Lawyers typically charge per hour. A lawyer with a lower hourly charge may cost more than an expensive lawyer who takes fewer hours to work.
Make sure the lawyer has experience in your particular situation.
The lawyer should also be responsive. It's difficult to constantly follow up on issues and get long and over-delayed updates.
Lawyers can also potentially expand your network. You can check this kind of information on their website to see their clients and industry involvement.
“You don't need to be the expert that does it all. And far too often I see small businesses trying to save funds by doing it on their own or not doing it all and just kind of burying their head in the sand like an ostrich.”
“I just find with the female investors that are the female companies I speak to, is there's just less of an appetite to go big.”
“But a lot of times with the companies that we deal with, when they look at the different options, they don't get enough bang for their buck with the crowdfunding exemptions as they're settled right now.”
“Now, keep your eyes open for if additional rules come out, because the additional rules will change things like what amount can you raise.”

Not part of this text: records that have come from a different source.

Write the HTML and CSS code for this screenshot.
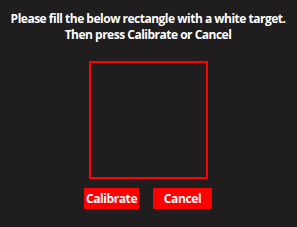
FILE: index.html
```html
<!DOCTYPE html>
<html lang="en">
<head>
    <meta charset="UTF-8">
    <title>Calibrate</title>
    <link rel="stylesheet" href="styles.css">
</head>
<body>
    <div class="container">
        <p class="message">Please fill the below rectangle with a white target.<br>Then press Calibrate or Cancel</p>
        <div class="target"></div>
        <div class="actions">
            <button class="btn">Calibrate</button>
            <button class="btn btn-cancel">Cancel</button>
        </div>
    </div>
</body>
</html>
```

FILE: styles.css
```css
body {
    margin: 0;
    padding: 0;
    background-color: #1f1d1e;
    font-family: "Open Sans", Arial, sans-serif;
    color: #ffffff;
}

.container {
    display: flex;
    flex-direction: column;
    align-items: center;
    padding-top: 11px;
    padding-right: 1px;
}

.message {
    margin: 0;
    font-size: 12px;
    font-weight: bold;
    line-height: 16px;
    letter-spacing: -0.5px;
    text-align: center;
    white-space: nowrap;
}

.target {
    width: 115px;
    height: 114px;
    margin-top: 18px;
    border: 2px solid #ff0000;
}

.actions {
    display: flex;
    gap: 14px;
    margin-top: 9px;
}

.btn {
    width: 55px;
    height: 21px;
    padding: 0;
    background-color: #ff0000;
    color: #ffffff;
    border: none;
    font-family: "Open Sans", Arial, sans-serif;
    font-size: 12px;
    font-weight: bold;
    letter-spacing: -0.4px;
}

.btn-cancel {
    width: 59px;
}
```
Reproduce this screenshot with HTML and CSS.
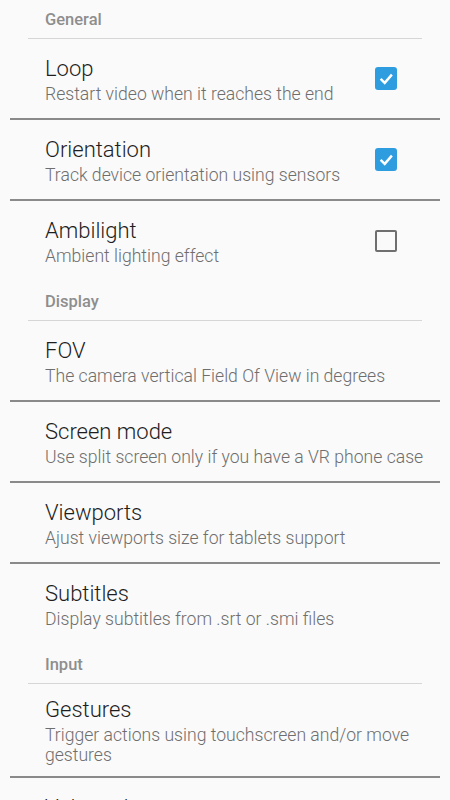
FILE: index.html
```html
<!DOCTYPE html>
<html lang="en">
<head>
    <meta charset="UTF-8">
    <meta name="viewport" content="width=device-width, initial-scale=1.0">
    <title>Settings</title>
    <link rel="stylesheet" href="styles.css">
</head>
<body>
    <div class="settings">
        <!-- General -->
        <div class="category">General</div>
        <div class="pref">
            <div class="pref-text">
                <div class="pref-title">Loop</div>
                <div class="pref-summary">Restart video when it reaches the end</div>
            </div>
            <span class="checkbox checked">
                <svg viewBox="0 0 22 22"><polyline points="5.5,11.5 9.5,15.5 16.5,7.5"/></svg>
            </span>
        </div>
        <div class="pref">
            <div class="pref-text">
                <div class="pref-title">Orientation</div>
                <div class="pref-summary">Track device orientation using sensors</div>
            </div>
            <span class="checkbox checked">
                <svg viewBox="0 0 22 22"><polyline points="5.5,11.5 9.5,15.5 16.5,7.5"/></svg>
            </span>
        </div>
        <div class="pref last">
            <div class="pref-text">
                <div class="pref-title">Ambilight</div>
                <div class="pref-summary">Ambient lighting effect</div>
            </div>
            <span class="checkbox"></span>
        </div>

        <!-- Display -->
        <div class="category">Display</div>
        <div class="pref">
            <div class="pref-text">
                <div class="pref-title">FOV</div>
                <div class="pref-summary">The camera vertical Field Of View in degrees</div>
            </div>
        </div>
        <div class="pref">
            <div class="pref-text">
                <div class="pref-title">Screen mode</div>
                <div class="pref-summary">Use split screen only if you have a VR phone case</div>
            </div>
        </div>
        <div class="pref">
            <div class="pref-text">
                <div class="pref-title">Viewports</div>
                <div class="pref-summary">Ajust viewports size for tablets support</div>
            </div>
        </div>
        <div class="pref last">
            <div class="pref-text">
                <div class="pref-title">Subtitles</div>
                <div class="pref-summary">Display subtitles from .srt or .smi files</div>
            </div>
        </div>

        <!-- Input -->
        <div class="category">Input</div>
        <div class="pref">
            <div class="pref-text">
                <div class="pref-title">Gestures</div>
                <div class="pref-summary">Trigger actions using touchscreen and/or move gestures</div>
            </div>
        </div>
        <div class="pref">
            <div class="pref-text">
                <div class="pref-title">Volume keys</div>
                <div class="pref-summary">Use volume keys to control playback</div>
            </div>
        </div>
    </div>
</body>
</html>
```

FILE: styles.css
```css
body {
    margin: 0;
    padding: 0;
    background-color: #fafafa;
    font-family: Roboto, "Noto Sans", sans-serif;
    overflow: hidden;
}

.settings {
    display: flex;
    flex-direction: column;
}

/* category header with thin line under it */
.category {
    height: 38px;
    margin: 0 28px;
    padding-left: 17px;
    display: flex;
    align-items: center;
    border-bottom: 1px solid #d6d6d6;
    font-size: 16.5px;
    font-weight: 500;
    color: #8e8e8e;
}

.pref {
    min-height: 57px;
    margin: 0 10px;
    padding: 11px 43px 11px 35px;
    display: flex;
    align-items: center;
    gap: 16px;
    border-bottom: 2px solid #8a8a8a;
}

.pref.last {
    border-bottom-color: transparent;
}

.pref-text {
    flex: 1;
    margin-right: -32px;
}

.pref-title {
    font-size: 22px;
    line-height: 30px;
    font-weight: 300;
    color: #1e1e1e;
}

.pref-summary {
    font-size: 17.6px;
    line-height: 20px;
    font-weight: 300;
    color: #6e6e6e;
}

.checkbox {
    width: 18px;
    height: 18px;
    border: 2.5px solid #6f6f6f;
    border-radius: 2px;
    flex-shrink: 0;
}

.checkbox.checked {
    width: 22.5px;
    height: 22.5px;
    border: none;
    border-radius: 3px;
    background-color: #2e9de0;
}

.checkbox svg {
    display: block;
    width: 100%;
    height: 100%;
}

.checkbox polyline {
    fill: none;
    stroke: #fff;
    stroke-width: 2.4;
}
```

“I would say the biggest issue I've seen is not understanding their options up front. So making a decision before they really understand the implications of that decision.”
Julie Bogle is a senior associate in the Securities and Capital Markets Group in BLG’s Vancouver office. Her expertise is on general corporate matters, corporate governance, mergers and acquisitions, compliance matters, and mining.
Within BLG initiatives, Julie co-founded the mentorship circle program in 2015 and the Driven By Women™ program in 2016. The latter initiative aims to support female-led and female-founded companies by tailoring to their needs. This initiative supports companies with a well-developed business plan, existing funding or annual income, and scale-up strategies.
Julie is also involved in another BLG initiative called StartUp & Grow™, which provides legal solutions for entrepreneurs, start-ups, and growth-stage companies.